The C Score (2.0)

Archive for the ‘Competition reports’ Category

Sydney Sawa and Anysia Unick came back from fifth place in qualifications to win the senior and junior Canadian Championships.

Sawa performed decently on Day 1 on every event except floor, where she wound up with a devastating 10.050. Unick’s problems on Day 1 came on beam.

Sawa was a member of the 2007 World Championships team, and placed second at 2008 Elite Canada. International Gymnast did an interview with her leading up to the Championships. She shares a few thoughts on being considered a “veteran” on the young Canadian national team.

Full results are not yet posted.

Short interview with Sawa here.

As Coach Rick points out, the senior turnout was not amazing at this weekend’s 2009 Canadian Championships. Qualifications were yesterday, with finals today.

Actually, the senior turnout was so underwhelming that Charlotte Mackie, who only competed three events (no bars), may actually be competing in the finals.

Cynthia Lemieux Guillemette leads seniors going into finals today

Cynthia Lemieux Guillemette leads seniors going into finals today

Meanwhile, Cynthia Lemieux-Guillemette goes into finals in first place, followed by Kristin Klarenbach and Ashley Quinton. Better-known seniors Dominique Pegg, Sydney Sawa and Mackie (with the only 1.5-twisting Yurchenko of the competition) are fourth, fifth, twelfth and fourteenth, respectively. (Brittany Rogers appears to have pulled out at the last minute.) Lemieux-Guillemette took first on all events but vault.

Lemieux-Guillemette 19, is a member of the senior national team. She was fifth at Elite Canada in 2008, and fifth all-around at the 2009 WOGA Classic. Klarenbach and Quinton were tenth and eleventh at Elite Canada. That meet was well-attended, with Rogers first, followed by Mackie, Sawa, and Pegg.

Rochelle Hurt leads a good junior group, with Madeline Gardiner and Coralie Leblond-Chartrand rounding up the top three. Anysia Unick is fifth, and Dominique Nadeau competed only bars.

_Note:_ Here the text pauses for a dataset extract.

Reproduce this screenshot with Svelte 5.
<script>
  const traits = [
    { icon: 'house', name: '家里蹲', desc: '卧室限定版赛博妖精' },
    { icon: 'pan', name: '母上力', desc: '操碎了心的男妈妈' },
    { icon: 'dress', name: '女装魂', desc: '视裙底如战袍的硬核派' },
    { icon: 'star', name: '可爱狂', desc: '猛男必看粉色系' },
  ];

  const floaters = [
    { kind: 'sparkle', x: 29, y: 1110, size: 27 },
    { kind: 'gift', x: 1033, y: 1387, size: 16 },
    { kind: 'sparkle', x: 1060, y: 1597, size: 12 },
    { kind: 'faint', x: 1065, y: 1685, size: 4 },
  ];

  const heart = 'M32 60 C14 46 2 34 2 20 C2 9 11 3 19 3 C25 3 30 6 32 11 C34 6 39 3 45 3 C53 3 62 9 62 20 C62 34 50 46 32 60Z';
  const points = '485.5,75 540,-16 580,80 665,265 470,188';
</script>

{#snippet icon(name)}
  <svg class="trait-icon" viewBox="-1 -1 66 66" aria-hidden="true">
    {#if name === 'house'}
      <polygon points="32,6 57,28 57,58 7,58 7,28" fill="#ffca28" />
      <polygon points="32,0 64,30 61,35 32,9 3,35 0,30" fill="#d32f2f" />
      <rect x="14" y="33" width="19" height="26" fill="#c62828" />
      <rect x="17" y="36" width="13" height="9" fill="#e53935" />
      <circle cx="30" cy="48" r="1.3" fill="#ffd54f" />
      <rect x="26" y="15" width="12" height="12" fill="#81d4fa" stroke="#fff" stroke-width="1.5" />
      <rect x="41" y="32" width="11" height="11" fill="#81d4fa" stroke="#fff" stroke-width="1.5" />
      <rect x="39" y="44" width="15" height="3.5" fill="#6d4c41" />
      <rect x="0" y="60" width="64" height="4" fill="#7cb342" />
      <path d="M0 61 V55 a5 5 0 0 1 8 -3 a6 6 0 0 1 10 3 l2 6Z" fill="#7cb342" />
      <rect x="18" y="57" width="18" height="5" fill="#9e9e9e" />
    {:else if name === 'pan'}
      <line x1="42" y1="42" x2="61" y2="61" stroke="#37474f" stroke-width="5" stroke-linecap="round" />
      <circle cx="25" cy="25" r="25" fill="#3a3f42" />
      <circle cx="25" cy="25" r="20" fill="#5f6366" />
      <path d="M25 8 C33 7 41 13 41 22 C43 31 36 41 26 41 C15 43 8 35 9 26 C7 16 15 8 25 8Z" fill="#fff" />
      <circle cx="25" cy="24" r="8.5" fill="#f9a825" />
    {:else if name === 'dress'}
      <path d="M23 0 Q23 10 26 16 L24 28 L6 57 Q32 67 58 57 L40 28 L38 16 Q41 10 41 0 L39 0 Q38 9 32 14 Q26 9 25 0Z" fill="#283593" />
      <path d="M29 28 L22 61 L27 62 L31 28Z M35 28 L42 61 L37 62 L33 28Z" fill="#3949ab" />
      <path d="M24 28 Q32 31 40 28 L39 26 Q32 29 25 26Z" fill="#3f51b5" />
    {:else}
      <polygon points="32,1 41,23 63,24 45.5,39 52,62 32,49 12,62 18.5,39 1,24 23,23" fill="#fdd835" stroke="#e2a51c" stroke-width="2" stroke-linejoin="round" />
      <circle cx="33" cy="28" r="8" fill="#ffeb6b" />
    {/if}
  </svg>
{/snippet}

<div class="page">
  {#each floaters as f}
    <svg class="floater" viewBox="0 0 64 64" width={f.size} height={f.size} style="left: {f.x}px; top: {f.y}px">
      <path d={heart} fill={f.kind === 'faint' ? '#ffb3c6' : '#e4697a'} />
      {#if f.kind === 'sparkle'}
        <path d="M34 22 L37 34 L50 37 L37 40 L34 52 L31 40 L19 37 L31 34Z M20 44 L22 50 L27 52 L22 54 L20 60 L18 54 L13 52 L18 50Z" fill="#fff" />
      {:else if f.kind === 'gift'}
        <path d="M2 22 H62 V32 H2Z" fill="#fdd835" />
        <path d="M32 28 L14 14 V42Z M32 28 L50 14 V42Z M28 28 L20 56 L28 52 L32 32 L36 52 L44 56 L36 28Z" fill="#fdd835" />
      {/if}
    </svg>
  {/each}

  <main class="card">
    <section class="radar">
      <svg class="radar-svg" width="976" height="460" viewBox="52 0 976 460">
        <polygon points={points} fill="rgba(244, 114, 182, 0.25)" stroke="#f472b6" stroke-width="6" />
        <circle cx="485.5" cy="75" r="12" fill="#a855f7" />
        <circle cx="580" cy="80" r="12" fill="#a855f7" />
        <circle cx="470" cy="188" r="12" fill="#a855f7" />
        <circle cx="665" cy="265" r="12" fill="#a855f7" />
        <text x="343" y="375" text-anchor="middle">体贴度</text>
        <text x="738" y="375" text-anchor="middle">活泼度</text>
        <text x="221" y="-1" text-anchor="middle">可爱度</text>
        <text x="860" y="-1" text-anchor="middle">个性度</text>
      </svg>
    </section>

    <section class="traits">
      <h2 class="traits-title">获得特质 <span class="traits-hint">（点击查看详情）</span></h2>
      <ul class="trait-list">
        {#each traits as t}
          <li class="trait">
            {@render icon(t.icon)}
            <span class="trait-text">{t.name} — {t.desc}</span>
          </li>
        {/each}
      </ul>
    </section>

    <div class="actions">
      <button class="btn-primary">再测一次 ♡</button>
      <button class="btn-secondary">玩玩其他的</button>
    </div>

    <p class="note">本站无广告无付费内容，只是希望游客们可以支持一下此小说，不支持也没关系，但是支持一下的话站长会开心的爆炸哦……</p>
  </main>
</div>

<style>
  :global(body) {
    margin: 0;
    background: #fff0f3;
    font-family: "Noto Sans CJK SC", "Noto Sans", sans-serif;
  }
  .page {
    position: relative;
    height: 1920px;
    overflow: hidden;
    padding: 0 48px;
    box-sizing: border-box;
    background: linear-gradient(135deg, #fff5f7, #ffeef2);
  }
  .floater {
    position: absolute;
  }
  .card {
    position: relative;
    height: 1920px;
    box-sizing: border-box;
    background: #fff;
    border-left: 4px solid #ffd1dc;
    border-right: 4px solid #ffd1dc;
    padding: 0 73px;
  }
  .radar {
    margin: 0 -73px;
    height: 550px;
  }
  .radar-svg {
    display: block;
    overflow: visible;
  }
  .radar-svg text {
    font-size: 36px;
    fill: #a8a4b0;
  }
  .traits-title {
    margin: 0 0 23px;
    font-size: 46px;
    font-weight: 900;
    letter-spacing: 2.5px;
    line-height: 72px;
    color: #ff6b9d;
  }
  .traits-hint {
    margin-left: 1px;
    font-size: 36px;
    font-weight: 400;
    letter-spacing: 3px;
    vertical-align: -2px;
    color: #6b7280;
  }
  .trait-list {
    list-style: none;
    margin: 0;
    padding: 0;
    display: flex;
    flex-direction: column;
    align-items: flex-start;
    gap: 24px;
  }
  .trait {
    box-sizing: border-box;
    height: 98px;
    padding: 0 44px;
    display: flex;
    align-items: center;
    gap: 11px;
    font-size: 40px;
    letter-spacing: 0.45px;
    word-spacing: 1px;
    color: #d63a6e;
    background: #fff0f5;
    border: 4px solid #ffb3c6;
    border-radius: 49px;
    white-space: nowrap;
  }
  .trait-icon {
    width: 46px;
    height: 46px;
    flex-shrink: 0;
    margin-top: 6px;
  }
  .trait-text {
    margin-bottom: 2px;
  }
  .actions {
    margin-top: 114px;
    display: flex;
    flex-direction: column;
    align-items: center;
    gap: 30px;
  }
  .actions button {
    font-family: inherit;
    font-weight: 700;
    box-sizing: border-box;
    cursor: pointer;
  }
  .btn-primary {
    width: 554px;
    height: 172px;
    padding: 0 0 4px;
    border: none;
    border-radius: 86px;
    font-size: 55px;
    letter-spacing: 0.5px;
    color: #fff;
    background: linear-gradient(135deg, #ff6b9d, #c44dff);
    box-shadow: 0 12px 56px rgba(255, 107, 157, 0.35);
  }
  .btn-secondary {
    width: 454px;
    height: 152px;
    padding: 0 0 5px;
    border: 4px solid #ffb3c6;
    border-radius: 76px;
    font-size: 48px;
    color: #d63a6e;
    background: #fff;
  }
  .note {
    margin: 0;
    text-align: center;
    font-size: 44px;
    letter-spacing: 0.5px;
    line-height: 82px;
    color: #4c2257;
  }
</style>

The top three is not shocking if you recall the results of Elite Canada 2008, where Leblond-Chartrand pulled off a (then considered an upset) first place, with Gardiner (2008 Canadian Championships novice champion) second and Hunt third. Unick finished a disappointing tenth in that competition.

Notably missing among juniors this time around is Caitlyn Keates, but Mikaela Gerber and Jimena Lopez are currently placed seventh and eighth. Probably the most exciting results are for Bianca Dancose-Giambattisto and Riley Cholod, currently fourth and sixth. (The two tied for eleventh at Elite Canada.) Best name award goes to Demi Pas.

Full results here.

Jordyn Wieber, 2009 SCAM Champion

Jordyn Wieber, 2009 SCAM Champion

Just watching the American Cup coverage, and decided to check in. This blog is officially (and unfortunately) on hiatus until I have defended my dissertation proposal and taken the MCAT … however, I have decided that I definitely will be back (with a bit of restructuring).

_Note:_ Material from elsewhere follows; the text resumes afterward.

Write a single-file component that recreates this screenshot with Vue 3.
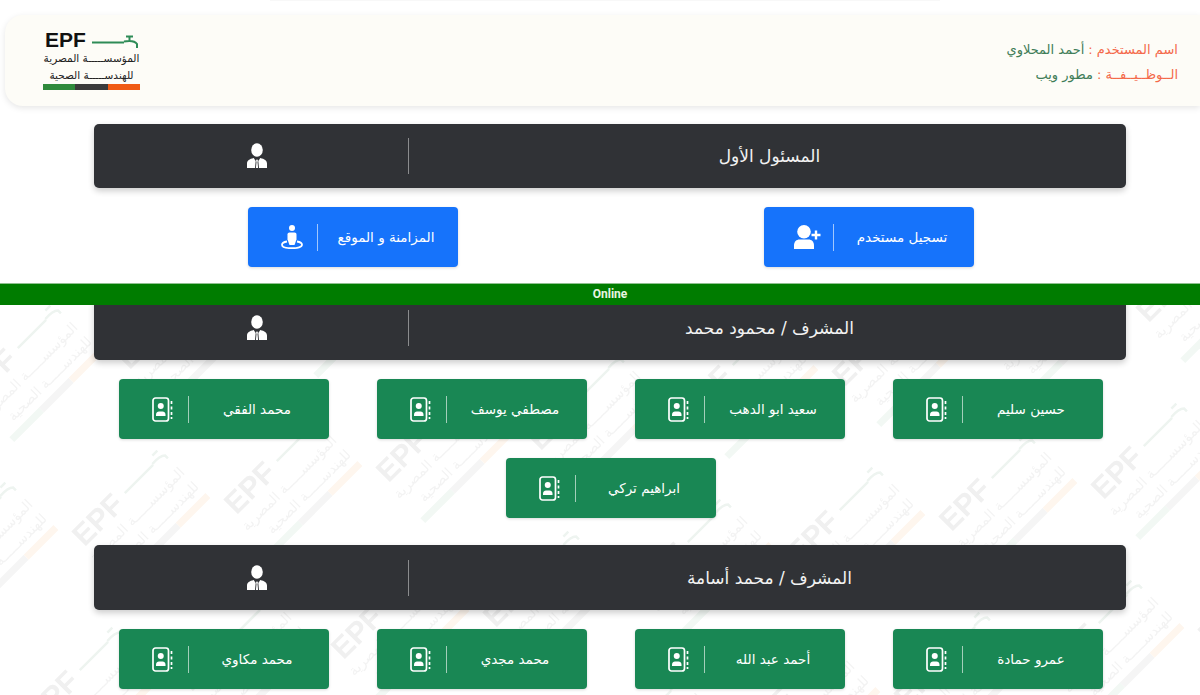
<script setup>
const ax = 152, ay = -32, bx = 107, by = 145
const marks = []
for (let m = -8; m <= 10; m++) {
  for (let n = -3; n <= 4; n++) {
    const x = 257 + m * ax + n * bx
    const y = 495 + m * ay + n * by
    if (x > -60 && x < 1260 && y > 270 && y < 770) marks.push({ id: `${m}_${n}`, x, y })
  }
}
const groups = [
  { title: 'المشرف / محمود محمد', rows: [['حسين سليم', 'سعيد ابو الدهب', 'مصطفي يوسف', 'محمد الفقي'], ['ابراهيم تركي']] },
  { title: 'المشرف / محمد أسامة', rows: [['عمرو حمادة', 'أحمد عبد الله', 'محمد مجدي', 'محمد مكاوي']] }
]
</script>

<template>
  <div class="page">
    <div class="top-sliver"></div>
    <svg class="watermark" width="1200" height="390" viewBox="0 305 1200 390" aria-hidden="true">
      <g v-for="k in marks" :key="k.id" :transform="`translate(${k.x} ${k.y}) rotate(-45)`">
        <text class="wm-epf" x="-29" y="0">EPF</text>
        <path d="M38 -10H78M78 -11c6-.5 12 0 15 3v4M84 -17h7" fill="none" stroke="#eef4f0" stroke-width="2.500" />
        <text class="wm-ar" x="95" y="19" text-anchor="end">المؤسســـــة المصرية</text>
        <text class="wm-ar" x="95" y="39" text-anchor="end">للهندســـــة الصحية</text>
        <rect x="-31" y="47" width="42" height="7" fill="#f2f8f4" />
        <rect x="11" y="47" width="42" height="7" fill="#f5f5f5" />
        <rect x="53" y="47" width="42" height="7" fill="#fef6ee" />
      </g>
    </svg>

    <header class="topbar">
      <div class="user">
        <div><span class="lbl">اسم المستخدم :</span><span class="val">أحمد المحلاوي</span></div>
        <div><span class="lbl">الــوظــيــفــة :</span><span class="val">مطور ويب</span></div>
      </div>
      <div class="logo">
        <div class="logo-top">
          <svg width="46" height="16" viewBox="0 0 46 16">
            <path d="M0 10.500H32M32 9.500c5-.8 11-.5 13 2.500v4M34 4.500h7M37.500 4.500v5" fill="none" stroke="#2e8b57" stroke-width="2" />
          </svg>
          <span class="logo-epf">EPF</span>
        </div>
        <div class="logo-ar">المؤسســـــة المصرية</div>
        <div class="logo-ar">للهندســـــة الصحية</div>
        <div class="logo-bar"><i class="c1"></i><i class="c2"></i><i class="c3"></i></div>
      </div>
    </header>

    <main class="content">
      <div class="head head-first">
        <div class="head-title">المسئول الأول</div>
        <div class="head-icon">
          <svg width="20" height="26" viewBox="0 0 20 26"><use href="#boss" /></svg>
        </div>
      </div>

      <div class="row row-blue">
        <button class="btn blue">
          <span class="btn-text">تسجيل مستخدم</span>
          <span class="btn-icon">
            <svg width="27" height="24" viewBox="0 0 27 24" fill="#fff">
              <circle cx="10" cy="6.800" r="6.800" />
              <path d="M0 24v-3.500C0 16.500 2.500 14.500 5.500 14.500h9c3 0 5.500 2 5.500 6V24z" />
              <path d="M17.500 10h9M22 5.500v9" stroke="#fff" stroke-width="2.400" fill="none" />
            </svg>
          </span>
        </button>
        <button class="btn blue">
          <span class="btn-text">المزامنة و الموقع</span>
          <span class="btn-icon">
            <svg width="22" height="24" viewBox="0 0 22 24" fill="#fff">
              <circle cx="11" cy="3" r="3" />
              <path d="M8.500 7.500h5c1.200 0 2 .8 2 2v5l-2 5.500h-5l-2-5.500v-5c0-1.200.8-2 2-2z" />
              <path d="M6 16.500C2.700 17 1 18.200 1 19.700 1 22 5.500 23.200 11 23.200s10-1.200 10-3.500c0-1.500-1.700-2.700-5-3.200" fill="none" stroke="#fff" stroke-width="1.800" />
            </svg>
          </span>
        </button>
      </div>

      <div class="online">Online</div>

      <template v-for="(g, gi) in groups" :key="gi">
        <div class="head" :class="gi === 0 ? 'head-under' : 'head-next'">
          <div class="head-title">{{ g.title }}</div>
          <div class="head-icon">
            <svg width="20" height="26" viewBox="0 0 20 26"><use href="#boss" /></svg>
          </div>
        </div>
        <div v-for="(r, ri) in g.rows" :key="ri" class="row row-green">
          <button v-for="name in r" :key="name" class="btn green">
            <span class="btn-text">{{ name }}</span>
            <span class="btn-icon">
              <svg width="21" height="25" viewBox="0 0 21 25" fill="none" stroke="#fff">
                <rect x="1" y="1" width="15.500" height="23" rx="2.500" stroke-width="1.700" />
                <circle cx="8.750" cy="9" r="3" fill="#fff" stroke="none" />
                <path d="M4 19v-1.500c0-2 1.500-3 3-3h3.500c1.500 0 3 1 3 3V19z" fill="#fff" stroke="none" />
                <path d="M19.500 4v3M19.500 9.500v3M19.500 15v3M19.500 20v2" stroke-width="1.700" />
              </svg>
            </span>
          </button>
        </div>
      </template>
    </main>

    <svg width="0" height="0" class="defs" aria-hidden="true">
      <symbol id="boss" viewBox="0 0 20 26">
        <ellipse cx="10" cy="7" rx="5.800" ry="6.800" fill="#fff" />
        <path d="M0 25v-4.500c0-3 2.500-4.500 6.700-5.500l2 3-.7 7zM20 25v-4.500c0-3-2.500-4.500-6.700-5.500l-2 3 .7 7z" fill="#fff" />
        <path d="M10 16l1 1.800-.5 1.200.6 6H8.900l.6-6-.5-1.200z" fill="#fff" />
      </symbol>
    </svg>
  </div>
</template>

<style>
html, body { margin: 0; background: #fff; }
</style>

<style scoped>
.page {
  position: relative;
  width: 1200px;
  height: 695px;
  overflow: hidden;
  background: #fff;
  font-family: "DejaVu Sans", "Noto Sans", sans-serif;
}
.defs { position: absolute; }
.top-sliver { position: absolute; left: 270px; top: 0; width: 670px; height: 1px; background: #f8f8f8; }
.watermark { position: absolute; left: 0; top: 305px; filter: blur(.7px); }
.wm-epf { font: 700 30px "Liberation Sans", sans-serif; fill: #f0f0f0; }
.wm-ar { font: 14px "DejaVu Sans", sans-serif; fill: #f3f3f3; }

.topbar {
  position: relative;
  box-sizing: border-box;
  margin: 15px 0 0 5px;
  width: 1195px;
  height: 91px;
  background: #fdfcf7;
  border-radius: 18px 0 0 18px;
  box-shadow: 0 2px 6px rgba(0, 0, 0, .1);
  display: flex;
  justify-content: space-between;
  align-items: center;
  padding: 0 22px 0 38px;
  direction: rtl;
}
.user { font-size: 13px; line-height: 25px; padding-top: 3px; }
.lbl { color: #f4694a; margin-left: 4px; }
.val { color: #3f7d58; }
.logo { width: 97px; direction: ltr; color: #222; margin-top: -2px; }
.logo-top { display: flex; flex-direction: row-reverse; justify-content: space-between; align-items: flex-end; height: 20px; }
.logo-top svg { margin-right: 2px; margin-bottom: 2px; }
.logo-epf { font: 700 21px/20px "Liberation Sans", sans-serif; color: #111; margin-left: 2px; }
.logo-ar { font-size: 10.500px; line-height: 17px; text-align: center; direction: rtl; white-space: nowrap; font-weight: 500; }
.logo-bar { display: flex; height: 6px; margin-top: 0; }
.logo-bar i { flex: 1; }
.c1 { background: #2f8a3c; }
.c2 { background: #3b3b3b; }
.c3 { background: #f05a14; }

.content {
  position: relative;
  direction: rtl;
  display: flex;
  flex-direction: column;
  padding-left: 22px;
}
.head {
  align-self: center;
  margin-right: 2px;
  width: 1032px;
  height: 64px;
  box-sizing: border-box;
  background: #303236;
  border-radius: 5px;
  box-shadow: 0 3px 6px rgba(0, 0, 0, .2);
  display: flex;
  align-items: center;
  color: #f2f2f2;
  font-size: 17px;
}
.head-first { margin-top: 18px; }
.head-under { margin-top: -9px; }
.head-next { margin-top: 27px; height: 65px; }
.head-title { width: 713px; padding-left: 4px; height: 36px; line-height: 36px; text-align: center; border-left: 1px solid #8b8c8e; }
.head-icon { flex: 1; display: flex; justify-content: center; }
.head-icon svg { display: block; margin-left: 12px; }

.row { display: flex; justify-content: center; }
.row-blue { gap: 306px; margin-top: 19px; }
.row-green { gap: 48px; margin-top: 19px; }
.btn {
  width: 210px;
  height: 60px;
  border: 0;
  border-radius: 4px;
  padding: 0;
  display: flex;
  align-items: center;
  color: #fff;
  font: inherit;
  font-size: 13.500px;
  box-shadow: 0 1px 3px rgba(0, 0, 0, .15);
}
.blue { background: #1673fb; }
.green { background: #198754; }
.btn-text { box-sizing: border-box; width: 141px; padding-right: 4px; height: 27px; line-height: 27px; text-align: center; border-left: 1px solid rgba(255, 255, 255, .6); white-space: nowrap; }
.btn-icon { flex: 1; display: flex; justify-content: center; padding-left: 18px; }
.btn-icon svg { display: block; }

.online {
  margin: 16px 0 0 -22px;
  height: 21px;
  background: #007c00;
  color: #e9f5e0;
  font: 700 12px/21px "Roboto", sans-serif;
  text-align: center;
  direction: ltr;
  padding-left: 20px;
  position: relative;
  z-index: 2;
  border-top: 1px solid #8fc08f;
}
</style>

In fact, if you have any suggestions, please post them here.

ETA: May 3rd, 2009.

In the meantime, 100% heartfelt congratulations to Jordyn Wieber. We have not seen someone with this level of ability at such a young age in a very long time. I am pretty sure this makes her the youngest American Cup winner ever. This makes her the youngest winner since Tracee Talavera in 1980.

While I’m at it, I should say that I was a bit disappointed by Youna Dufournet‘s performance, but happy to see Amelia Racea holding her own (relatively speaking).

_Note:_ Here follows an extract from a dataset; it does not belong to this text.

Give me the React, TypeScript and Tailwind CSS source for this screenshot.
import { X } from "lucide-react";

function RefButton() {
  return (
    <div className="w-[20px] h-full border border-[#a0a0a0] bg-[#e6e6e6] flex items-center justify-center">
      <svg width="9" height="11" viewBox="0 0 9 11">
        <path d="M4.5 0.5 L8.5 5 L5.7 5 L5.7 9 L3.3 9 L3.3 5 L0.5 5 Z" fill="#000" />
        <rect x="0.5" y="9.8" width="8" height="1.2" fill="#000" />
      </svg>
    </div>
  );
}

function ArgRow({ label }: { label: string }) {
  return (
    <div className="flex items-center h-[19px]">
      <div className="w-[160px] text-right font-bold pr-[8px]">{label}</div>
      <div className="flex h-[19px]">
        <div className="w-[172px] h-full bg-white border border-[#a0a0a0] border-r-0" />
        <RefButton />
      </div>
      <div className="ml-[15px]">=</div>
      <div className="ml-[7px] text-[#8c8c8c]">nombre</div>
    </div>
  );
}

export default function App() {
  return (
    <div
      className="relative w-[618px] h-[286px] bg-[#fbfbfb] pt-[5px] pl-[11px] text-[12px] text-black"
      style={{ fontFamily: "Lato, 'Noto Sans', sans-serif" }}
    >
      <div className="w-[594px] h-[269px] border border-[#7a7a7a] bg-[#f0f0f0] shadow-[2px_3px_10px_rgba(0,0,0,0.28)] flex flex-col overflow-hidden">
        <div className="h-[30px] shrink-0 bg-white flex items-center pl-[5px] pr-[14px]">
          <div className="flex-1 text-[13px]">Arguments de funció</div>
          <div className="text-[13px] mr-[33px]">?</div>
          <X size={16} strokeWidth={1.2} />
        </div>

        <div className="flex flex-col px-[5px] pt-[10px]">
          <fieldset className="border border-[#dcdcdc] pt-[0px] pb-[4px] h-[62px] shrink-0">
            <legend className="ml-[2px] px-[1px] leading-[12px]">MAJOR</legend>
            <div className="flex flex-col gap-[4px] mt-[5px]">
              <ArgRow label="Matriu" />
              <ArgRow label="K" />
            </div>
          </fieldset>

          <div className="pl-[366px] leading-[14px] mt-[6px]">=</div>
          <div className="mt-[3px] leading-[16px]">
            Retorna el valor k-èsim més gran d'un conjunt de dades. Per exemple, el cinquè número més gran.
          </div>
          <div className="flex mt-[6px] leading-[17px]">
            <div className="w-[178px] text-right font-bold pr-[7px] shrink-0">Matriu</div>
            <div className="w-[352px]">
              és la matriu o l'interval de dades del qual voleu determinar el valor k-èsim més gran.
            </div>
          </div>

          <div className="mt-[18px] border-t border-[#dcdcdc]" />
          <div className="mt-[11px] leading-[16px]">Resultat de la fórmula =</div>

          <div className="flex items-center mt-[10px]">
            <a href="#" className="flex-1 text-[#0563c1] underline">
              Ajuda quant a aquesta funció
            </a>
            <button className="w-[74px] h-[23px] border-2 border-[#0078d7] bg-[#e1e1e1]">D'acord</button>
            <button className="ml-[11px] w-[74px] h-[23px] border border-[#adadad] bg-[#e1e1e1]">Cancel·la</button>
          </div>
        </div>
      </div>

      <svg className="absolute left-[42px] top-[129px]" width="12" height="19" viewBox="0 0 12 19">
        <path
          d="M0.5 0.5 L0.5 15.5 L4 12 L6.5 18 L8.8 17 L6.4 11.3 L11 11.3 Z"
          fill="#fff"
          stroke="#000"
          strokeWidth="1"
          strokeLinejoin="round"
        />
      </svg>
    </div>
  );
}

Viktoria Komova had a big day at the Mikhail Voronin Cup, a small international competition featuring gymnasts from former Soviet states (for women, Russia, Kazhakstan, Latvia and Ukraine were represented).

Komova finished with a final score of 61.250, over three points above her nearest competitor, Diana Sapronova and over a point above Kristina Goryunova, the gold medalist in the senior all-around.

Komova — Vera Kolesnikova’s daughter — and Goryunova recently competed on the same team at the Massilia Cup, where they finished second in team finals with Aliya Mustafina. Massilia Cup champion Irina Sazonova placed only fourth in the all-around.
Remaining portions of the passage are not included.